I've upped my Crinone to two a day when I found out and currently waiting to hear from the Dr whether that will be sufficient. I suspect they'll put me on injections but I can't make it to the clinic today so will only be able to take them form Friday, is it not going to be too late?
What your experience has been like?


----------



## Cookie-Monster76 (Dec 11, 2015)

Hi mmj,

congrats on the pregnancy! Nice beta!! 
The one time I was pregnant, I also had a low progesterone. It wasn't a FET, but a medicated cycle for a fresh donor egg transfer, so I also had estrogene + progesterone suppletion leading up to and following transfer. At the time of beta, my progesterone was at 9, so I had to double my progesterone. The doctor also explained that because of the vaginal administration (I used Utrogestan 200 mg supos), the progesterone is directly taken in by the uterus, and only a fraction comes into the bloodstream (where it is tested). So while the concentration in the blood may be low, that doesn't mean your uterus doesn't receive enough of it. I don't know how your product is administrated (Crinone), but if it's vaginal, this could explain the relative low number in the blood.
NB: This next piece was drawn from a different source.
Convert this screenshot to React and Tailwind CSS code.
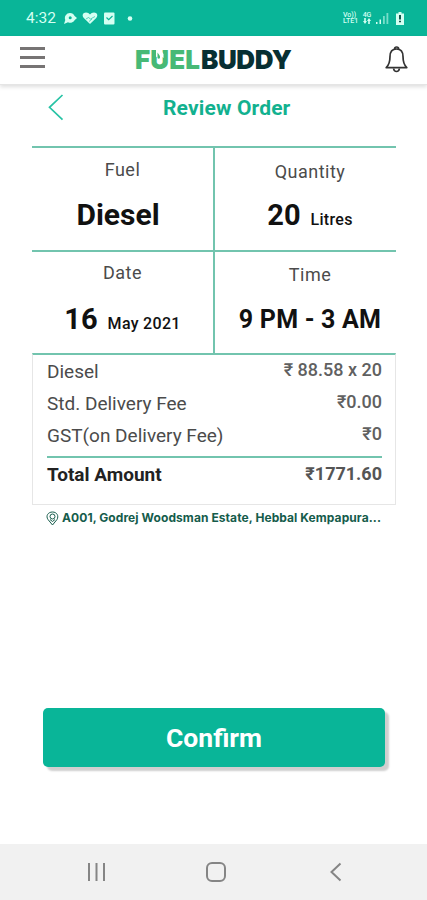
const CELLS = [
  { label: 'Fuel', value: 'Diesel', cellClass: 'border-r-2', labelClass: 'pt-[13px]', valueClass: 'text-[30px] pr-[9px]', gap: 'mt-[21px]' },
  { label: 'Quantity', value: '20', unit: 'Litres', cellClass: 'pl-[9px]', labelClass: 'pt-[15px]', valueClass: 'text-[29px]', gap: 'mt-[19px]' },
  { label: 'Date', value: '16', unit: 'May 2021', cellClass: 'border-r-2', labelClass: 'pt-[12px]', valueClass: 'text-[29px]', gap: 'mt-[22px]' },
  { label: 'Time', value: '9 PM - 3 AM', cellClass: 'pl-[9px]', labelClass: 'pt-[14px]', valueClass: 'text-[25px] tracking-[0.200px]', gap: 'mt-[21px]' },
]

const ROWS = [
  { name: 'Diesel', price: '₹ 88.58 x 20' },
  { name: 'Std. Delivery Fee', price: '₹0.00' },
  { name: 'GST(on Delivery Fee)', price: '₹0' },
]

function StatusBar() {
  return (
    <div className="flex h-[36px] items-center bg-[#09b598] pl-[26px] pr-[23px] text-[#d4fff2]">
      <span className="w-[30px] pt-[2px] text-[15.500px] leading-none">4:32</span>
      <svg className="ml-[7px]" width="72" height="16" viewBox="0 0 72 16" fill="currentColor">
        <path d="M7 3a5 5 0 0 1 4.600 3L14 8l-2.200 2A5 5 0 0 1 5 12.300L1 14l1.300-4A5 5 0 0 1 7 3Z" />
        <circle cx="7.200" cy="7.800" r="1.500" fill="#09b598" />
        <path d="M27 14 20.800 8C18.500 5.500 20 2.500 23 2.500c1.800 0 3 .8 4 2 1-1.200 2.200-2 4-2 3 0 4.500 3 2.200 5.500Z" />
        <path d="m23 9 2.500-1.500 2 1.500 4.500-2.500M26 11.500l3-2.500" fill="none" stroke="#09b598" strokeWidth="0.600" />
        <rect x="41" y="2.500" width="10.500" height="12" rx="1" />
        <path d="m43.500 7.500 2.200 2.200L49.500 6" fill="none" stroke="#09b598" strokeWidth="1.200" />
        <circle cx="67" cy="8.500" r="2.300" />
      </svg>
      <div className="ml-auto flex h-[14px] items-center">
        <div className="flex w-[17px] flex-col text-[7px] font-medium leading-[6.500px]">
          <span>Vo))</span>
          <span>LTE1</span>
        </div>
        <div className="ml-[2px] flex w-[10px] flex-col items-center text-[7px] font-medium leading-[6px]">
          <span>4G</span>
          <svg width="8" height="6" viewBox="0 0 8 6" fill="currentColor">
            <path d="M2 6 0 3h1.200V0h1.600v3H4ZM6 0l2 3H6.800v3H5.200V3H4Z" />
          </svg>
        </div>
        <svg className="ml-[4px]" width="13" height="12" viewBox="0 0 13 12" fill="currentColor">
          <path d="M0 10h1.500v2H0ZM3.500 7.500H5V12H3.500Z" />
          <path d="M7 4h1.800v8H7ZM10.500 1h1.800v11h-1.800Z" opacity="0.550" />
        </svg>
        <svg className="ml-[7px]" width="8" height="13" viewBox="0 0 8 13">
          <path d="M2.500 0h3v1.500H8V13H0V1.500h2.500Z" fill="currentColor" />
          <path d="M3 3h2v4.500H3ZM3 8.700h2v1.500H3Z" fill="#12544a" />
        </svg>
      </div>
    </div>
  )
}

function Header() {
  return (
    <header className="flex h-[49px] items-center border-b border-[#e5e5e5] bg-white pl-[20px] pr-[19px] shadow-[0_2px_4px_rgba(0,0,0,0.130)]">
      <div className="flex w-[25px] -translate-y-[3px] flex-col gap-[6px]">
        <span className="h-[3px] bg-[#777474]" />
        <span className="h-[3px] bg-[#777474]" />
        <span className="h-[3px] bg-[#777474]" />
      </div>
      <div className="ml-[90px] flex items-center font-['Inter'] text-[26px] font-black leading-[26px] text-[#072f32]">
        <span className="w-[66px] tracking-[0.100px] text-[#47b976]">
          F<span className="relative">U
            <svg className="absolute left-[6px] top-[5px]" width="8" height="12" viewBox="0 0 8 12">
              <path d="M0 0h4l3.500 5v4L4 6.500v4L0 7.500Z" fill="#fff" />
              <path d="M1.500 3.500c1 2 3 3 2.500 5.500-1 1.500-3 .5-2.500-1Z" fill="#47b976" />
            </svg>
          </span>EL
        </span>
        <span className="tracking-[-0.400px]">BUDDY</span>
      </div>
      <svg className="ml-auto" width="23" height="28" viewBox="0 0 23 28" fill="none" stroke="#333" strokeWidth="1.700" strokeLinejoin="round">
        <path d="M9.600 3a2 2 0 0 1 4 0M11.500 3C7 3 5 6.300 5 10.600c0 5-.8 8.400-3.800 11h20.600c-3-2.600-3.800-6-3.800-11C18 6.300 16 3 11.500 3Z" />
        <path d="M8.600 22.500c.5 4 5.300 4 5.800 0" />
      </svg>
    </header>
  )
}

function Cell({ cell }) {
  return (
    <div className={`h-[103.500px] border-t-2 border-[#72c4ae] text-center ${cell.cellClass}`}>
      <p className={`text-[18px] leading-[18px] tracking-[0.500px] text-[#4b4b4b] ${cell.labelClass}`}>{cell.label}</p>
      <div className={`flex items-baseline justify-center gap-[10px] whitespace-nowrap leading-[30px] text-[#111] ${cell.gap}`}>
        <span className={`font-bold ${cell.valueClass}`}>{cell.value}</span>
        {cell.unit && <span className="text-[16px] font-medium tracking-[0.300px]">{cell.unit}</span>}
      </div>
    </div>
  )
}

export default function App() {
  return (
    <div className="flex h-[900px] w-[427px] flex-col overflow-hidden bg-white font-['Roboto',sans-serif]">
      <StatusBar />
      <Header />

      <div className="flex h-[61px] pl-[48px]">
        <svg className="mt-[9px]" width="16" height="27" viewBox="0 0 16 27" fill="none" stroke="#27c3a5" strokeWidth="1.700">
          <path d="M14.500 1 1.500 13.300 14.500 25.700" />
        </svg>
        <h1 className="ml-[99px] mt-[11px] text-[21px] font-bold leading-[24px] tracking-[0.150px] text-[#12b18f]">Review Order</h1>
      </div>

      <main className="mx-[32px]">
        <div className="grid grid-cols-[183px_181px]">
          {CELLS.map((cell) => (
            <Cell key={cell.label} cell={cell} />
          ))}
        </div>

        <section className="h-[152px] w-[364px] border border-t-2 border-[#e6e6e6] border-t-[#72c4ae] pl-[14px] pr-[13px]">
          {ROWS.map((row) => (
            <div key={row.name} className="flex h-[32px] justify-between pt-[5px] leading-[24px]">
              <span className="text-[19px] text-[#4b4b4b]">{row.name}</span>
              <span className="-mt-[2px] text-[18px] font-medium text-[#606060]">{row.price}</span>
            </div>
          ))}
          <div className="mt-[5px] flex justify-between border-t-2 border-[#72c4ae] pt-[5px] leading-[24px]">
            <span className="text-[19px] font-bold text-[#222]">Total Amount</span>
            <span className="-mt-[1px] text-[18px] font-bold text-[#555]">₹1771.60</span>
          </div>
        </section>

        <div className="mt-[5px] flex items-center pl-[14px] text-[#155c4b]">
          <svg width="13" height="15" viewBox="0 0 13 15" fill="none" stroke="currentColor" strokeWidth="1">
            <path d="M6.500 14 2 8.500C-.5 5 2 1 6.500 1S13 5 11 8.500Z" />
            <circle cx="6.500" cy="5.500" r="2.500" />
            <path d="m4 8.500 2.500 2 2.500-2" />
          </svg>
          <span className="ml-[3px] whitespace-nowrap font-['Inter'] text-[12px] font-bold leading-[16px] tracking-[0.080px]">
            A001, Godrej Woodsman Estate, Hebbal Kempapura...
          </span>
        </div>
      </main>

      <button className="ml-[43px] mt-auto h-[59px] w-[342px] rounded-[5px] bg-[#09b598] text-[26.500px] font-bold text-white shadow-[4px_4px_2px_#cfcfcf]">
        Confirm
      </button>

      <nav className="mt-[77px] flex h-[56px] shrink-0 items-center bg-[#f1f1f1] pl-[87px]">
        <svg width="20" height="20" viewBox="0 0 20 20" stroke="#858585" strokeWidth="2">
          <path d="M2 1v18M9.500 1v18M17 1v18" />
        </svg>
        <svg className="ml-[98px]" width="22" height="22" viewBox="0 0 22 22" fill="none" stroke="#858585" strokeWidth="2">
          <rect x="2" y="2" width="18" height="18" rx="5" />
        </svg>
        <svg className="ml-[102px]" width="13" height="20" viewBox="0 0 13 20" fill="none" stroke="#858585" strokeWidth="2">
          <path d="m11.500 1.500-9 8.500 9 8.500" />
        </svg>
      </nav>
    </div>
  )
}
The pregnancy resulted in a miscarriage at 7w, but that had *nothing* to do with hormones, it was probably sperm related.

A friend of mine is now +4 months pregnant, and she also had a low progesterone (around 10) throughout all the initial blood tests. Dosage was increased, but it remained low. The doctors weren't worried about it, she was, and the pregnancy is a healthy one, all is well.

Just wait what the doctor has to say, I'm sure he will put your mind at ease. I see you've already upped your intake on your own. Normally I don't adjust dosage on my own initiative, but with progesterone you're on the safe side, because you can hardly get an overdose 

All the best!


----------



## mmj (Jan 14, 2015)

Thank you Cookie that's really reassuring. 
I spoke to the nurse and they did suggest upping Crinone to two today (and yes,it's a vaginal gel) and to have 1 Crinone and 1 Prontogest tomorrow. I'm due to have a repeat tomorrow anyway so we'll see what that brings....


----------